▶ [GOAL] Take every line from the first down to the line with "const r = (label, blocks, opts" and set it down exactly, without the pictures.

▶ [STORED DATA]

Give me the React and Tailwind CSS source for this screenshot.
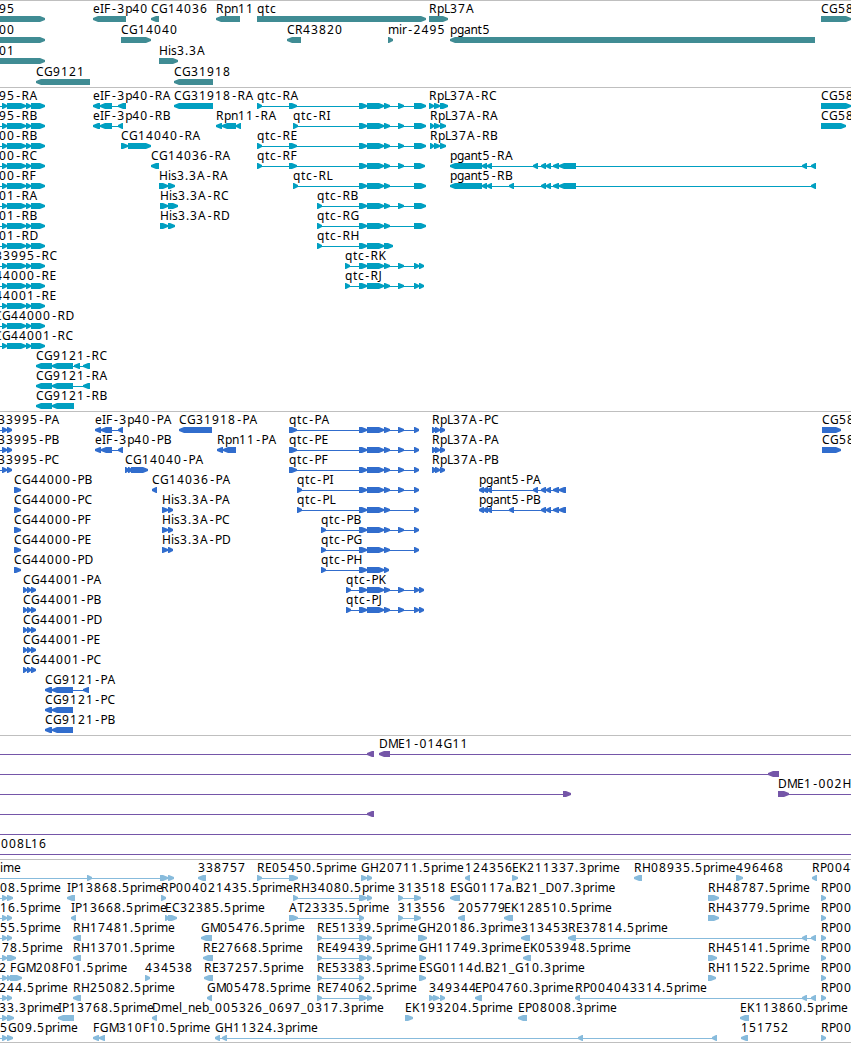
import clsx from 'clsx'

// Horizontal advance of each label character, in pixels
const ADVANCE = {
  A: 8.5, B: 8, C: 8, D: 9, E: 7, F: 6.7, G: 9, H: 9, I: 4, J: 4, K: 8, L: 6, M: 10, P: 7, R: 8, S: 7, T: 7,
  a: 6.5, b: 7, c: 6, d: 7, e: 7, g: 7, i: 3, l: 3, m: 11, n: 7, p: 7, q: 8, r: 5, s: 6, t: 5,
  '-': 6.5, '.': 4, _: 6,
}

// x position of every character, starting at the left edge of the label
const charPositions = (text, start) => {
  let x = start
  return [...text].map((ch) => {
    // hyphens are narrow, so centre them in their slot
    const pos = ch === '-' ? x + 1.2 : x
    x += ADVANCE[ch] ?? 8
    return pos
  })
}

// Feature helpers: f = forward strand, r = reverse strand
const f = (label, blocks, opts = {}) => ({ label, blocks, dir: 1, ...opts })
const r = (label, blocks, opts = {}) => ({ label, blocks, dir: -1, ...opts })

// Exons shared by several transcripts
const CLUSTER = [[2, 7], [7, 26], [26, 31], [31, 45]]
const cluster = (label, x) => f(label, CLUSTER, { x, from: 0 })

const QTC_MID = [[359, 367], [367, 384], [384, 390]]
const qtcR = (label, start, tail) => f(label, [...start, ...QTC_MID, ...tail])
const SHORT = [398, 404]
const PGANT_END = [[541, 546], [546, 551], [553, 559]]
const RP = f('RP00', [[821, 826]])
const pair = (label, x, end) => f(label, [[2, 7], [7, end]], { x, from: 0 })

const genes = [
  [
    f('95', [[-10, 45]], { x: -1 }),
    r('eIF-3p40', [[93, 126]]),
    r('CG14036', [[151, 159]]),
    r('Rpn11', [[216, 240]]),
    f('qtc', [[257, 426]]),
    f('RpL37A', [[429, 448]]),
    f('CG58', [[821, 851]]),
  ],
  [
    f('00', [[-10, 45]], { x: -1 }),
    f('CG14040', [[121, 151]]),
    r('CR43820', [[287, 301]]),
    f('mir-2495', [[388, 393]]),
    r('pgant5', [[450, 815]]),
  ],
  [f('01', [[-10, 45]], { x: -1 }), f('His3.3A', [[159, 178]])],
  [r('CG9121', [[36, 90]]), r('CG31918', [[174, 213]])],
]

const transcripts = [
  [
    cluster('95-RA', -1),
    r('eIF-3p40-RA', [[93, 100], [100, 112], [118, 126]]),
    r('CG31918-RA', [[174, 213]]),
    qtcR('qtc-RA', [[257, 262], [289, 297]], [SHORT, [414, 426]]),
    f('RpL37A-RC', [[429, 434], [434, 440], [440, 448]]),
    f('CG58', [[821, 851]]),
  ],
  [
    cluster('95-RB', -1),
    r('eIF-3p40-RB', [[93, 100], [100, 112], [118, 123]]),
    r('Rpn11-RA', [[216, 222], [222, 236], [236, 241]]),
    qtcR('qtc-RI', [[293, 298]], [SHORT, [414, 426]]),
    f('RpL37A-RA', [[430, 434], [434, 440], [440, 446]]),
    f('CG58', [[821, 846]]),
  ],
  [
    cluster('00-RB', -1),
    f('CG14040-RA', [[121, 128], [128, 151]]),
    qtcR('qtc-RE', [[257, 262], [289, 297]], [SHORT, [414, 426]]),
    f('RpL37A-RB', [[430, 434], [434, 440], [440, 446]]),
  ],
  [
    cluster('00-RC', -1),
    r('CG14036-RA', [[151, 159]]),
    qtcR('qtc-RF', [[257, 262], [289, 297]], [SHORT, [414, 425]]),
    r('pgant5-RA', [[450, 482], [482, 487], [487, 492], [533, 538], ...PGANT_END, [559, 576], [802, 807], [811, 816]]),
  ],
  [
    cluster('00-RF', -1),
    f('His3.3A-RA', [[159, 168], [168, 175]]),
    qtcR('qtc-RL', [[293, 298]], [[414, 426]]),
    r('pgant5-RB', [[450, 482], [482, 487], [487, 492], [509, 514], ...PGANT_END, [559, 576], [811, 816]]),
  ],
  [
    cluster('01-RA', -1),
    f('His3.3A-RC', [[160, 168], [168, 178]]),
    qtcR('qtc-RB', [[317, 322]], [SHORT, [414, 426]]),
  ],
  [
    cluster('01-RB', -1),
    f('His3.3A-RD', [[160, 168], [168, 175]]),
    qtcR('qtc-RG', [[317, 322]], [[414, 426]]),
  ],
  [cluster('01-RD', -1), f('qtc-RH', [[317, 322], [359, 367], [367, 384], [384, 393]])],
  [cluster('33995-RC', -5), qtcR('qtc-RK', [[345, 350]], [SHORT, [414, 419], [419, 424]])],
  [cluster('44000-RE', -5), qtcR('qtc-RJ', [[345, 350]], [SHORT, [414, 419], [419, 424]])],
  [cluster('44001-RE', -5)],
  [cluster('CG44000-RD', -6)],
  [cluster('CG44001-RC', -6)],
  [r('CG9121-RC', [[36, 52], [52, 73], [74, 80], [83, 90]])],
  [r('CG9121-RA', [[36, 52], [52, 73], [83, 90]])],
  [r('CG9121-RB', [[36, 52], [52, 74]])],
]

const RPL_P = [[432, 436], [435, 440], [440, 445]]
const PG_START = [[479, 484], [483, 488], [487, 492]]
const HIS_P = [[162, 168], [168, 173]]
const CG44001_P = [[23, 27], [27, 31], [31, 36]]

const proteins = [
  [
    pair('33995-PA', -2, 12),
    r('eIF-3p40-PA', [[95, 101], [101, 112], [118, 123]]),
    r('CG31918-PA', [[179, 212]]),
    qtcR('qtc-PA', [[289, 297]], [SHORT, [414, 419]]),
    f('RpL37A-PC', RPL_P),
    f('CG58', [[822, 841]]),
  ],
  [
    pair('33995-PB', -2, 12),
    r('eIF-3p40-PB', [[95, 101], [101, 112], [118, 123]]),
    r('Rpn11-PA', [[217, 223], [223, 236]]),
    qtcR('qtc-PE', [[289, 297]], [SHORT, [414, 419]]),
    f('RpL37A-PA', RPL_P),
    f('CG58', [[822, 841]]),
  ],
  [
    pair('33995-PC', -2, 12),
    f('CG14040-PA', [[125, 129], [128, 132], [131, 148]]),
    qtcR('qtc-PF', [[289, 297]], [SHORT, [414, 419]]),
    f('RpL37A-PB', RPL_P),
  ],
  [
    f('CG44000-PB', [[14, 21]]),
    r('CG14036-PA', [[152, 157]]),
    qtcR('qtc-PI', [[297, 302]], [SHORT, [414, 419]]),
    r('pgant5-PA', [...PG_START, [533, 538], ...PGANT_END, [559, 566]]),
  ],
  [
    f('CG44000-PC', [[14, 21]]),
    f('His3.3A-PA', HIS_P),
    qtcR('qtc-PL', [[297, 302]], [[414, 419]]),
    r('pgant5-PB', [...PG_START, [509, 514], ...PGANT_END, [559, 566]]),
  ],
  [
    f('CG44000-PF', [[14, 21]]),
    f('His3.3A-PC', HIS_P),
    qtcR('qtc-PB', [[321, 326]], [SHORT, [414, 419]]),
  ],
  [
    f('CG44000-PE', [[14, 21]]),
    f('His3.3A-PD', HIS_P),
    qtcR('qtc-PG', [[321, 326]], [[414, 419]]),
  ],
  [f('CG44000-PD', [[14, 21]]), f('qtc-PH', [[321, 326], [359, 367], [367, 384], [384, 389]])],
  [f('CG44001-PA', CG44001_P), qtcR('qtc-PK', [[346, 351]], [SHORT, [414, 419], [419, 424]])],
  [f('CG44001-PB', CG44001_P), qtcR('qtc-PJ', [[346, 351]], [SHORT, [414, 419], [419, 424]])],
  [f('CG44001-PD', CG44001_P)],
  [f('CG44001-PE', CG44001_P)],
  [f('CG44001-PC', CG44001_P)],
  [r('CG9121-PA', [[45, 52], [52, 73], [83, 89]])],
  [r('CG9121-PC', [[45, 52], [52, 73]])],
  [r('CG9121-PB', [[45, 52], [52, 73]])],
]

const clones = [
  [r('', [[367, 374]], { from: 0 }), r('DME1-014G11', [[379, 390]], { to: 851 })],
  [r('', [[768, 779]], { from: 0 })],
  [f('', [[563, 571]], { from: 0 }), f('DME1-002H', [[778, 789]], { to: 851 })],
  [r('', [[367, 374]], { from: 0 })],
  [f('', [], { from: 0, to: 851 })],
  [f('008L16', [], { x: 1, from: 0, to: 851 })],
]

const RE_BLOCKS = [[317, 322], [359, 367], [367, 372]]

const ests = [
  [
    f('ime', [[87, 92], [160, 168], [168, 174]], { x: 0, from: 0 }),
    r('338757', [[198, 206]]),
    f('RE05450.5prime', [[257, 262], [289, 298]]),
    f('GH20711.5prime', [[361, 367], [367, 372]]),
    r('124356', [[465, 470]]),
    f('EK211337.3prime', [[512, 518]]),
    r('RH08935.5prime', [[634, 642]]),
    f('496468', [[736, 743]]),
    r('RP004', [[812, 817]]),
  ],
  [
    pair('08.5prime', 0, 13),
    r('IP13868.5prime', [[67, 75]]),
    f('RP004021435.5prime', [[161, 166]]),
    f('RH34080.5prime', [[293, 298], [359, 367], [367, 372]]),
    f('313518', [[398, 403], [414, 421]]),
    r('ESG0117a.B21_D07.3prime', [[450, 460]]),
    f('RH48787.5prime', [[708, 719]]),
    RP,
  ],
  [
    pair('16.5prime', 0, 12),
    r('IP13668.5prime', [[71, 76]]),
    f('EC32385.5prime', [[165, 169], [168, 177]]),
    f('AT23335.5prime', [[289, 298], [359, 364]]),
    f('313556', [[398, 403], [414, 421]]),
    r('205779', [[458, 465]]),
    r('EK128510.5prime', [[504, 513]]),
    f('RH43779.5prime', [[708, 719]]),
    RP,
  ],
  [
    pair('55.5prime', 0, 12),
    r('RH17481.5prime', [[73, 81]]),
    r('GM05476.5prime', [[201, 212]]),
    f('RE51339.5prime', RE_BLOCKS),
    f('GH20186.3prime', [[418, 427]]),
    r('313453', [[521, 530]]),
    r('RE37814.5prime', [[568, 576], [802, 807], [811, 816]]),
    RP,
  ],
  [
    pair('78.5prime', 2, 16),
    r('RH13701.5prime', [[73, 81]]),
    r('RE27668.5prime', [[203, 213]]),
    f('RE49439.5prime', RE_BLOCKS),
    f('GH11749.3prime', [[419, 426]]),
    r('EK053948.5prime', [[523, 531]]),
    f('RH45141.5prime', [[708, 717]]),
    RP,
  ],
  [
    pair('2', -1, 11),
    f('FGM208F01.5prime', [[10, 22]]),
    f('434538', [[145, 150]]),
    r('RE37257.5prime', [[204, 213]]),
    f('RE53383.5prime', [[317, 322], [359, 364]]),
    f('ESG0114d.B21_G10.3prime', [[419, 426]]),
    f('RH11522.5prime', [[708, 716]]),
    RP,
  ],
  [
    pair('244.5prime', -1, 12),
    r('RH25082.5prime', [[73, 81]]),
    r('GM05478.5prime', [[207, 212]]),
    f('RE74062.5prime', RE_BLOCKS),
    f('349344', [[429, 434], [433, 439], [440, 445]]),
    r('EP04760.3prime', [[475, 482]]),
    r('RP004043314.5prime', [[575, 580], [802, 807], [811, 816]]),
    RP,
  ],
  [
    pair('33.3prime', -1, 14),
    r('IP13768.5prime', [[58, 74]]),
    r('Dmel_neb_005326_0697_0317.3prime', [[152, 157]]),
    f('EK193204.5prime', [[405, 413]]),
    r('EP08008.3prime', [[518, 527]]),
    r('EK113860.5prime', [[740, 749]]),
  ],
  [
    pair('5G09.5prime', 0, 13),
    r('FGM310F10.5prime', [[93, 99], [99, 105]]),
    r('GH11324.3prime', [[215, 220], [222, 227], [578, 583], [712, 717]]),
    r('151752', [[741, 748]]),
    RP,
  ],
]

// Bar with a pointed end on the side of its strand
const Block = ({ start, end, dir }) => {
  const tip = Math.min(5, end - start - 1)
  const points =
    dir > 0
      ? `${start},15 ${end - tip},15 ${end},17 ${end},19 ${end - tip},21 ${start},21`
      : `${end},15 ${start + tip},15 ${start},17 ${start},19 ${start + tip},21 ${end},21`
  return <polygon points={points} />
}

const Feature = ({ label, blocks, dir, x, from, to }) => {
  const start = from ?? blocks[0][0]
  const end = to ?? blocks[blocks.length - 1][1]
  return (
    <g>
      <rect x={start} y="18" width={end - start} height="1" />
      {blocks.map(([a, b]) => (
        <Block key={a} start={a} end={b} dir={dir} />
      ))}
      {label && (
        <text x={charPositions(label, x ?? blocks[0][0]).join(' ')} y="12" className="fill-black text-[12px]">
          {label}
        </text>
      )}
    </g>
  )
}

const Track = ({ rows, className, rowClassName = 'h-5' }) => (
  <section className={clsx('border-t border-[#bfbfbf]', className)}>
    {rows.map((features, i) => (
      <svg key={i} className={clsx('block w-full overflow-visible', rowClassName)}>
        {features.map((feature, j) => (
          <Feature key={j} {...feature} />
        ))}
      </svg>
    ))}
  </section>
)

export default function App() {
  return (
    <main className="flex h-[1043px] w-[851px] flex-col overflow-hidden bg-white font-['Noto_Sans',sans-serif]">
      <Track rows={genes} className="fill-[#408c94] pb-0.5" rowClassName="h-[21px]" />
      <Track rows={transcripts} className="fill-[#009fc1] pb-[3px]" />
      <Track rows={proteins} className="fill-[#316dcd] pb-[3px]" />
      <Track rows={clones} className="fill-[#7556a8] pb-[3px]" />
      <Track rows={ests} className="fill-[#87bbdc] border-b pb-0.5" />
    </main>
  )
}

▶ [TASK ANSWER]
Give me the React and Tailwind CSS source for this screenshot.
import clsx from 'clsx'

// Horizontal advance of each label character, in pixels
const ADVANCE = {
  A: 8.5, B: 8, C: 8, D: 9, E: 7, F: 6.7, G: 9, H: 9, I: 4, J: 4, K: 8, L: 6, M: 10, P: 7, R: 8, S: 7, T: 7,
  a: 6.5, b: 7, c: 6, d: 7, e: 7, g: 7, i: 3, l: 3, m: 11, n: 7, p: 7, q: 8, r: 5, s: 6, t: 5,
  '-': 6.5, '.': 4, _: 6,
}

// x position of every character, starting at the left edge of the label
const charPositions = (text, start) => {
  let x = start
  return [...text].map((ch) => {
    // hyphens are narrow, so centre them in their slot
    const pos = ch === '-' ? x + 1.2 : x
    x += ADVANCE[ch] ?? 8
    return pos
  })
}

// Feature helpers: f = forward strand, r = reverse strand
const f = (label, blocks, opts = {}) => ({ label, blocks, dir: 1, ...opts })
const r = (label, blocks, opts = {}) => ({ label, blocks, dir: -1, ...opts })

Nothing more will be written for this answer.